Filename columntext boxEnter a column name for the filename such as source_file_name
Note

With Incremental enabled, if there is not a Key column defined, new rows will be appended and no existing rows will be updated.

Folder properties for Excel Workbook files
Important

This release has limited support for Union Files for Excel Workbook (.xlsx) files. The Loader Service only loads Worksheets with the same name as defined in the table data source properties. For this reason, each Excel Workbook file in the selected folder must have a common Worksheet tab name. You must select this common Worksheet name in the drop down list.

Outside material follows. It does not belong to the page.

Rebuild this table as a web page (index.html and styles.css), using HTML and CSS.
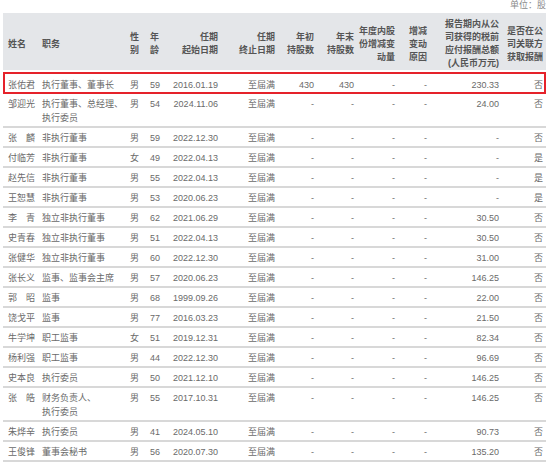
FILE: index.html
```html
<!DOCTYPE html>
<html lang="zh-CN">
<head>
<meta charset="utf-8">
<link rel="stylesheet" href="styles.css">
</head>
<body>
<div class="page">
  <div class="unit">单位：股</div>
  <table class="tbl">
    <colgroup>
      <col class="w-name"><col class="w-pos"><col class="w-sex"><col class="w-age">
      <col class="w-date"><col class="w-date"><col class="w-s1"><col class="w-s2">
      <col class="w-chg"><col class="w-rsn"><col class="w-pay"><col class="w-rel">
    </colgroup>
    <thead>
      <tr>
        <th class="l c1">姓名</th>
        <th class="l c2">职务</th>
        <th class="l c3">性<br>别</th>
        <th class="l c4">年<br>龄</th>
        <th>任期<br>起始日期</th>
        <th>任期<br>终止日期</th>
        <th>年初<br>持股数</th>
        <th>年末<br>持股数</th>
        <th>年度内股<br>份增减变<br>动量</th>
        <th>增减<br>变动<br>原因</th>
        <th>报告期内从公<br>司获得的税前<br>应付报酬总额<br>(人民币万元)</th>
        <th class="last">是否在公<br>司关联方<br>获取报酬</th>
      </tr>
    </thead>
    <tbody>
      <tr class="hl"><td class="l c1">张佑君</td><td class="l c2">执行董事、董事长</td><td class="l c3">男</td><td class="l c4">59</td><td>2016.01.19</td><td>至届满</td><td>430</td><td>430</td><td>-</td><td>-</td><td>230.33</td><td class="last">否</td></tr>
      <tr><td class="l c1">邹迎光</td><td class="l c2">执行董事、总经理、<br>执行委员</td><td class="l c3">男</td><td class="l c4">54</td><td>2024.11.06</td><td>至届满</td><td>-</td><td>-</td><td>-</td><td>-</td><td>24.00</td><td class="last">否</td></tr>
      <tr><td class="l c1">张　麟</td><td class="l c2">非执行董事</td><td class="l c3">男</td><td class="l c4">59</td><td>2022.12.30</td><td>至届满</td><td>-</td><td>-</td><td>-</td><td>-</td><td>-</td><td class="last">否</td></tr>
      <tr><td class="l c1">付临芳</td><td class="l c2">非执行董事</td><td class="l c3">女</td><td class="l c4">49</td><td>2022.04.13</td><td>至届满</td><td>-</td><td>-</td><td>-</td><td>-</td><td>-</td><td class="last">是</td></tr>
      <tr><td class="l c1">赵先信</td><td class="l c2">非执行董事</td><td class="l c3">男</td><td class="l c4">55</td><td>2022.04.13</td><td>至届满</td><td>-</td><td>-</td><td>-</td><td>-</td><td>-</td><td class="last">是</td></tr>
      <tr><td class="l c1">王恕慧</td><td class="l c2">非执行董事</td><td class="l c3">男</td><td class="l c4">53</td><td>2020.06.23</td><td>至届满</td><td>-</td><td>-</td><td>-</td><td>-</td><td>-</td><td class="last">是</td></tr>
      <tr><td class="l c1">李　青</td><td class="l c2">独立非执行董事</td><td class="l c3">男</td><td class="l c4">62</td><td>2021.06.29</td><td>至届满</td><td>-</td><td>-</td><td>-</td><td>-</td><td>30.50</td><td class="last">否</td></tr>
      <tr><td class="l c1">史青春</td><td class="l c2">独立非执行董事</td><td class="l c3">男</td><td class="l c4">51</td><td>2022.04.13</td><td>至届满</td><td>-</td><td>-</td><td>-</td><td>-</td><td>30.50</td><td class="last">否</td></tr>
      <tr><td class="l c1">张健华</td><td class="l c2">独立非执行董事</td><td class="l c3">男</td><td class="l c4">60</td><td>2022.12.30</td><td>至届满</td><td>-</td><td>-</td><td>-</td><td>-</td><td>31.00</td><td class="last">否</td></tr>
      <tr><td class="l c1">张长义</td><td class="l c2">监事、监事会主席</td><td class="l c3">男</td><td class="l c4">57</td><td>2020.06.23</td><td>至届满</td><td>-</td><td>-</td><td>-</td><td>-</td><td>146.25</td><td class="last">否</td></tr>
      <tr><td class="l c1">郭　昭</td><td class="l c2">监事</td><td class="l c3">男</td><td class="l c4">68</td><td>1999.09.26</td><td>至届满</td><td>-</td><td>-</td><td>-</td><td>-</td><td>22.00</td><td class="last">否</td></tr>
      <tr><td class="l c1">饶戈平</td><td class="l c2">监事</td><td class="l c3">男</td><td class="l c4">77</td><td>2016.03.23</td><td>至届满</td><td>-</td><td>-</td><td>-</td><td>-</td><td>21.50</td><td class="last">否</td></tr>
      <tr><td class="l c1">牛学坤</td><td class="l c2">职工监事</td><td class="l c3">女</td><td class="l c4">51</td><td>2019.12.31</td><td>至届满</td><td>-</td><td>-</td><td>-</td><td>-</td><td>82.34</td><td class="last">否</td></tr>
      <tr><td class="l c1">杨利强</td><td class="l c2">职工监事</td><td class="l c3">男</td><td class="l c4">44</td><td>2022.12.30</td><td>至届满</td><td>-</td><td>-</td><td>-</td><td>-</td><td>96.69</td><td class="last">否</td></tr>
      <tr><td class="l c1">史本良</td><td class="l c2">执行委员</td><td class="l c3">男</td><td class="l c4">50</td><td>2021.12.10</td><td>至届满</td><td>-</td><td>-</td><td>-</td><td>-</td><td>146.25</td><td class="last">否</td></tr>
      <tr><td class="l c1">张　皓</td><td class="l c2">财务负责人、<br>执行委员</td><td class="l c3">男</td><td class="l c4">55</td><td>2017.10.31</td><td>至届满</td><td>-</td><td>-</td><td>-</td><td>-</td><td>146.25</td><td class="last">否</td></tr>
      <tr><td class="l c1">朱烨辛</td><td class="l c2">执行委员</td><td class="l c3">男</td><td class="l c4">41</td><td>2024.05.10</td><td>至届满</td><td>-</td><td>-</td><td>-</td><td>-</td><td>90.73</td><td class="last">否</td></tr>
      <tr><td class="l c1">王俊锋</td><td class="l c2">董事会秘书</td><td class="l c3">男</td><td class="l c4">56</td><td>2020.07.30</td><td>至届满</td><td>-</td><td>-</td><td>-</td><td>-</td><td>135.20</td><td class="last">否</td></tr>
    </tbody>
  </table>
</div>
</body>
</html>
```
FILE: styles.css
```css
html, body {
  margin: 0;
  padding: 0;
  background: #ffffff;
}

body {
  font-family: "Liberation Sans", "Noto Sans CJK SC", sans-serif;
  font-size: 9px;
  color: #6a6a6a;
}

.page {
  padding: 0 4px 0 3px;
  width: 543px;
}

.unit {
  height: 13px;
  line-height: 11px;
  text-align: right;
  color: #8a8a8a;
}

.tbl {
  width: 543px;
  table-layout: fixed;
  border-collapse: separate;
  border-spacing: 0;
}

.w-name { width: 35px; }
.w-pos { width: 87px; }
.w-sex { width: 20px; }
.w-age { width: 20px; }
.w-date { width: 57px; }
.w-s1 { width: 39px; }
.w-s2 { width: 40px; }
.w-chg { width: 41px; }
.w-rsn { width: 32px; }
.w-pay { width: 72px; }
.w-rel { width: 43px; }

.tbl th {
  background: #e4e6e9;
  color: #555555;
  font-weight: 700;
  line-height: 13px;
  padding: 5px 4px 0 0;
  height: 52px;
  vertical-align: middle;
  text-align: right;
  white-space: nowrap;
  border-bottom: 2px solid #ffffff;
}

.tbl td {
  line-height: 14px;
  padding: 3px 4px 1px 0;
  vertical-align: top;
  text-align: right;
  white-space: nowrap;
  border-bottom: 2px solid #d8d8d8;
}

.tbl .l { text-align: left; padding-right: 0; }
.tbl .c1 { padding-left: 5px; }
.tbl .c2 { padding-left: 4px; }
.tbl .c3 { padding-left: 5px; }
.tbl .c4 { padding-left: 5px; }
.tbl .last { padding-right: 3px; }

.tbl tr.hl td {
  padding-top: 4px;
  padding-bottom: 0;
  border-top: 2px solid #e5222a;
  border-bottom: 2px solid #e5222a;
}

.tbl tr.hl td.c1 {
  border-left: 2px solid #e5222a;
  padding-left: 3px;
}

.tbl tr.hl td.last {
  border-right: 2px solid #e5222a;
  padding-right: 1px;
}
```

Here are the properties specifically related to selecting a folder with a file type as Excel Workbook (.xlsx) files:

PropertyControlDescription
Worksheetdrop down listSelect a tab for a worksheet

View the schema diagram with the Schema Diagram Viewer

Here are the steps to view the schema diagram using the Schema Diagram Viewer:

  • Sign in to the Incorta Direct Data Platform.
  • In the Navigation bar, select Schema.
  • In the list of schemas, select the Google Drive schema.
  • In the Schema Designer, in the Action bar, select Diagram.

Load the schema

Here are the steps to perform a Full Load of the Google Drive schema using the Schema Designer:

  • Sign in to the Incorta Direct Data Platform.
  • In the Navigation bar, select Schema.
  • In the list of schemas, select the Google Drive schema.
  • In the Schema Designer, in the Action bar, select Load → Load Now → Full.
  • To review the load status, in Last Load Status, select the date.

Explore the schema

With the full load of the Google Drive schema complete, you can use the Analyzer to explore the schema, create your first insight, and save the insight to a new dashboard.

To open the Analyzer from the schema, follow these steps:

  • In the Navigation bar, select Schema.
  • In the Schema Manager, in the List view, select the Google Drive schema.
  • In the Schema Designer, in the Action bar, select Explore Data.